## EXERCISE REQUIREMENTS
Without the pictures, give the entries below again exactly as written.

## INFORMATION PROVIDED
• • • • •

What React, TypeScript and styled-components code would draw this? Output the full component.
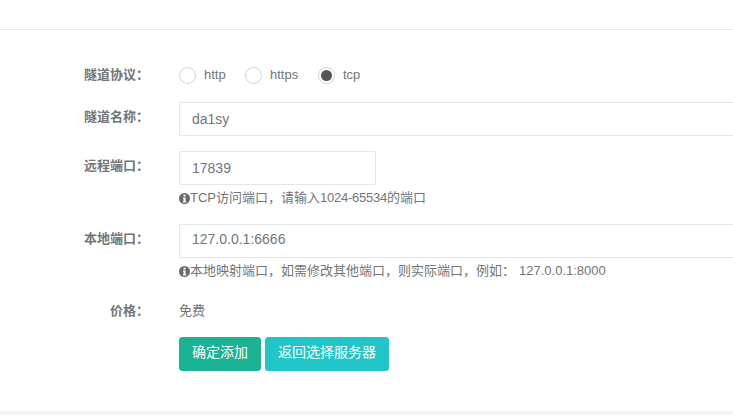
import React from "react";
import styled, { createGlobalStyle } from "styled-components";

const Global = createGlobalStyle`
  html, body { margin: 0; padding: 0; background: #fff; overflow: hidden; }
  body {
    font-family: "Liberation Sans", "Noto Sans CJK SC", sans-serif;
    font-size: 13px;
    color: #737577;
  }
`;

const Page = styled.div`
  width: 733px;
  height: 415px;
  display: flex;
  flex-direction: column;
  overflow: hidden;
  background: #f3f3f4;
`;

const Card = styled.div`
  flex: none;
  height: 411px;
  box-sizing: border-box;
  background: #fff;
`;

const TopBar = styled.div`
  height: 29px;
  border-bottom: 1px solid #e7eaec;
`;

const Form = styled.form`
  display: flex;
  flex-direction: column;
  padding-top: 30px;
  margin: 0;
`;

const Row = styled.div<{ $gap: number }>`
  display: grid;
  grid-template-columns: 149px 1fr;
  column-gap: 30px;
  margin-bottom: ${(p) => p.$gap}px;
`;

const Label = styled.label<{ $top: number }>`
  font-weight: 700;
  text-align: right;
  line-height: 18px;
  padding-top: ${(p) => p.$top}px;
`;

const Controls = styled.div`
  min-width: 0;
`;

const Radios = styled.div`
  display: flex;
  align-items: center;
  height: 30px;
`;

const RadioItem = styled.span<{ $width: number }>`
  display: flex;
  align-items: center;
  width: ${(p) => p.$width}px;
  line-height: 18px;
`;

const RadioDot = styled.span<{ $checked?: boolean }>`
  flex: none;
  width: 17px;
  height: 17px;
  box-sizing: border-box;
  border-radius: 50%;
  border: 1px solid #d0d2d4;
  background: #fff;
  margin-right: 8px;
  display: flex;
  align-items: center;
  justify-content: center;
  &::after {
    content: "";
    display: ${(p) => (p.$checked ? "block" : "none")};
    width: 11px;
    height: 11px;
    border-radius: 50%;
    background: #555;
  }
`;

const Input = styled.input<{ $short?: boolean; $raised?: boolean }>`
  display: block;
  box-sizing: border-box;
  width: ${(p) => (p.$short ? "197px" : "700px")};
  height: 34px;
  padding: ${(p) => (p.$raised ? "2px 12px 6px" : "6px 12px")};
  border: 1px solid #e5e6e7;
  border-radius: 1px;
  background: #fff;
  color: #737577;
  font: 14px/20px "Liberation Sans", "Noto Sans CJK SC", sans-serif;
  outline: none;
`;

const Help = styled.div`
  display: flex;
  align-items: center;
  margin-top: 4px;
  height: 18px;
  line-height: 18px;
  white-space: nowrap;
`;

const InfoIcon = styled.svg`
  flex: none;
  width: 11px;
  height: 11px;
`;

const Digits = styled.span`
  letter-spacing: -0.25px;
`;

const Example = styled.span`
  margin-left: 4px;
`;

const Static = styled.div`
  line-height: 18px;
`;

const Buttons = styled.div`
  display: flex;
  gap: 4px;
`;

const Button = styled.button<{ $info?: boolean }>`
  height: 34px;
  padding: 0 12px 4px;
  border: 1px solid ${(p) => (p.$info ? "#23c6c8" : "#1ab394")};
  border-radius: 3px;
  background: ${(p) => (p.$info ? "#23c6c8" : "#1ab394")};
  color: #fff;
  font: 14px/20px "Liberation Sans", "Noto Sans CJK SC", sans-serif;
`;

const Info = () => (
  <InfoIcon viewBox="0 0 16 16" aria-hidden="true">
    <circle cx="8" cy="8" r="8" fill="#676a6c" />
    <rect x="6.6" y="2.4" width="2.9" height="2.7" fill="#fff" />
    <path d="M5.6 6.400h3.900v5.600h1v1.700H5.600V12h1V8.100H5.600z" fill="#fff" />
  </InfoIcon>
);

export default function App() {
  return (
    <Page>
      <Global />
      <Card>
        <TopBar />
        <Form>
          <Row $gap={12}>
            <Label $top={6}>隧道协议&#xFF1A;</Label>
            <Controls>
              <Radios>
                <RadioItem $width={66}><RadioDot />http</RadioItem>
                <RadioItem $width={73}><RadioDot />https</RadioItem>
                <RadioItem $width={60}><RadioDot $checked />tcp</RadioItem>
              </Radios>
            </Controls>
          </Row>
          <Row $gap={15}>
            <Label $top={6}>隧道名称&#xFF1A;</Label>
            <Controls><Input defaultValue="da1sy" /></Controls>
          </Row>
          <Row $gap={17}>
            <Label $top={6}>远程端口&#xFF1A;</Label>
            <Controls>
              <Input $short defaultValue="17839" />
              <Help><Info />TCP访问端口&#xFF0C;请输入<Digits>1024-65534</Digits>的端口</Help>
            </Controls>
          </Row>
          <Row $gap={22}>
            <Label $top={6}>本地端口&#xFF1A;</Label>
            <Controls>
              <Input $raised defaultValue="127.0.0.1:6666" />
              <Help><Info />本地映射端口&#xFF0C;如需修改其他端口&#xFF0C;则实际端口&#xFF0C;例如&#xFF1A;<Example>127.0.0.1:8000</Example></Help>
            </Controls>
          </Row>
          <Row $gap={17}>
            <Label $top={0}>价格&#xFF1A;</Label>
            <Controls><Static>免费</Static></Controls>
          </Row>
          <Row $gap={0}>
            <span />
            <Buttons>
              <Button type="button">确定添加</Button>
              <Button type="button" $info>返回选择服务器</Button>
            </Buttons>
          </Row>
        </Form>
      </Card>
    </Page>
  );
}
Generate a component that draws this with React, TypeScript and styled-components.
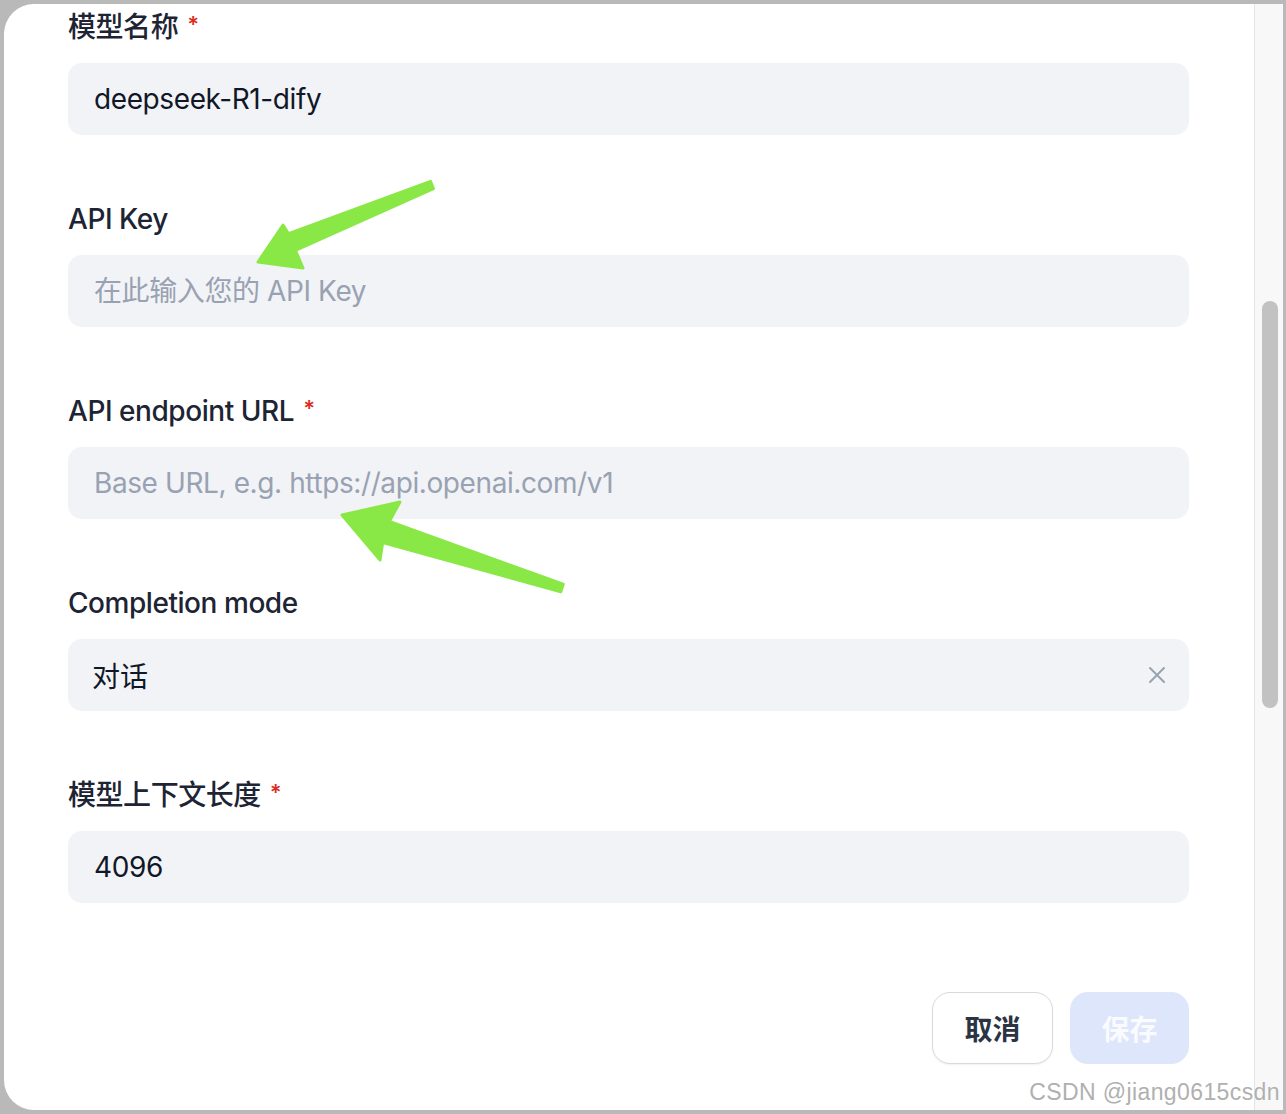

• • • • •

## EXERCISE OUTPUT
What React, TypeScript and styled-components code would draw this? Output the full component.
import React from "react";
import styled, { createGlobalStyle } from "styled-components";

const Global = createGlobalStyle`
  html, body { margin: 0; padding: 0; background: #fff; overflow: hidden; }
  body {
    font-family: "Liberation Sans", "Noto Sans CJK SC", sans-serif;
    font-size: 13px;
    color: #737577;
  }
`;

const Page = styled.div`
  width: 733px;
  height: 415px;
  display: flex;
  flex-direction: column;
  overflow: hidden;
  background: #f3f3f4;
`;

const Card = styled.div`
  flex: none;
  height: 411px;
  box-sizing: border-box;
  background: #fff;
`;

const TopBar = styled.div`
  height: 29px;
  border-bottom: 1px solid #e7eaec;
`;

const Form = styled.form`
  display: flex;
  flex-direction: column;
  padding-top: 30px;
  margin: 0;
`;

const Row = styled.div<{ $gap: number }>`
  display: grid;
  grid-template-columns: 149px 1fr;
  column-gap: 30px;
  margin-bottom: ${(p) => p.$gap}px;
`;

const Label = styled.label<{ $top: number }>`
  font-weight: 700;
  text-align: right;
  line-height: 18px;
  padding-top: ${(p) => p.$top}px;
`;

const Controls = styled.div`
  min-width: 0;
`;

const Radios = styled.div`
  display: flex;
  align-items: center;
  height: 30px;
`;

const RadioItem = styled.span<{ $width: number }>`
  display: flex;
  align-items: center;
  width: ${(p) => p.$width}px;
  line-height: 18px;
`;

const RadioDot = styled.span<{ $checked?: boolean }>`
  flex: none;
  width: 17px;
  height: 17px;
  box-sizing: border-box;
  border-radius: 50%;
  border: 1px solid #d0d2d4;
  background: #fff;
  margin-right: 8px;
  display: flex;
  align-items: center;
  justify-content: center;
  &::after {
    content: "";
    display: ${(p) => (p.$checked ? "block" : "none")};
    width: 11px;
    height: 11px;
    border-radius: 50%;
    background: #555;
  }
`;

const Input = styled.input<{ $short?: boolean; $raised?: boolean }>`
  display: block;
  box-sizing: border-box;
  width: ${(p) => (p.$short ? "197px" : "700px")};
  height: 34px;
  padding: ${(p) => (p.$raised ? "2px 12px 6px" : "6px 12px")};
  border: 1px solid #e5e6e7;
  border-radius: 1px;
  background: #fff;
  color: #737577;
  font: 14px/20px "Liberation Sans", "Noto Sans CJK SC", sans-serif;
  outline: none;
`;

const Help = styled.div`
  display: flex;
  align-items: center;
  margin-top: 4px;
  height: 18px;
  line-height: 18px;
  white-space: nowrap;
`;

const InfoIcon = styled.svg`
  flex: none;
  width: 11px;
  height: 11px;
`;

const Digits = styled.span`
  letter-spacing: -0.25px;
`;

const Example = styled.span`
  margin-left: 4px;
`;

const Static = styled.div`
  line-height: 18px;
`;

const Buttons = styled.div`
  display: flex;
  gap: 4px;
`;

const Button = styled.button<{ $info?: boolean }>`
  height: 34px;
  padding: 0 12px 4px;
  border: 1px solid ${(p) => (p.$info ? "#23c6c8" : "#1ab394")};
  border-radius: 3px;
  background: ${(p) => (p.$info ? "#23c6c8" : "#1ab394")};
  color: #fff;
  font: 14px/20px "Liberation Sans", "Noto Sans CJK SC", sans-serif;
`;

const Info = () => (
  <InfoIcon viewBox="0 0 16 16" aria-hidden="true">
    <circle cx="8" cy="8" r="8" fill="#676a6c" />
    <rect x="6.6" y="2.4" width="2.9" height="2.7" fill="#fff" />
    <path d="M5.6 6.400h3.900v5.600h1v1.700H5.600V12h1V8.100H5.600z" fill="#fff" />
  </InfoIcon>
);

export default function App() {
  return (
    <Page>
      <Global />
      <Card>
        <TopBar />
        <Form>
          <Row $gap={12}>
            <Label $top={6}>隧道协议&#xFF1A;</Label>
            <Controls>
              <Radios>
                <RadioItem $width={66}><RadioDot />http</RadioItem>
                <RadioItem $width={73}><RadioDot />https</RadioItem>
                <RadioItem $width={60}><RadioDot $checked />tcp</RadioItem>
              </Radios>
            </Controls>
          </Row>
          <Row $gap={15}>
            <Label $top={6}>隧道名称&#xFF1A;</Label>
            <Controls><Input defaultValue="da1sy" /></Controls>
          </Row>
          <Row $gap={17}>
            <Label $top={6}>远程端口&#xFF1A;</Label>
            <Controls>
              <Input $short defaultValue="17839" />
              <Help><Info />TCP访问端口&#xFF0C;请输入<Digits>1024-65534</Digits>的端口</Help>
            </Controls>
          </Row>
          <Row $gap={22}>
            <Label $top={6}>本地端口&#xFF1A;</Label>
            <Controls>
              <Input $raised defaultValue="127.0.0.1:6666" />
              <Help><Info />本地映射端口&#xFF0C;如需修改其他端口&#xFF0C;则实际端口&#xFF0C;例如&#xFF1A;<Example>127.0.0.1:8000</Example></Help>
            </Controls>
          </Row>
          <Row $gap={17}>
            <Label $top={0}>价格&#xFF1A;</Label>
            <Controls><Static>免费</Static></Controls>
          </Row>
          <Row $gap={0}>
            <span />
            <Buttons>
              <Button type="button">确定添加</Button>
              <Button type="button" $info>返回选择服务器</Button>
            </Buttons>
          </Row>
        </Form>
      </Card>
    </Page>
  );
}
Generate a component that draws this with React, TypeScript and styled-components.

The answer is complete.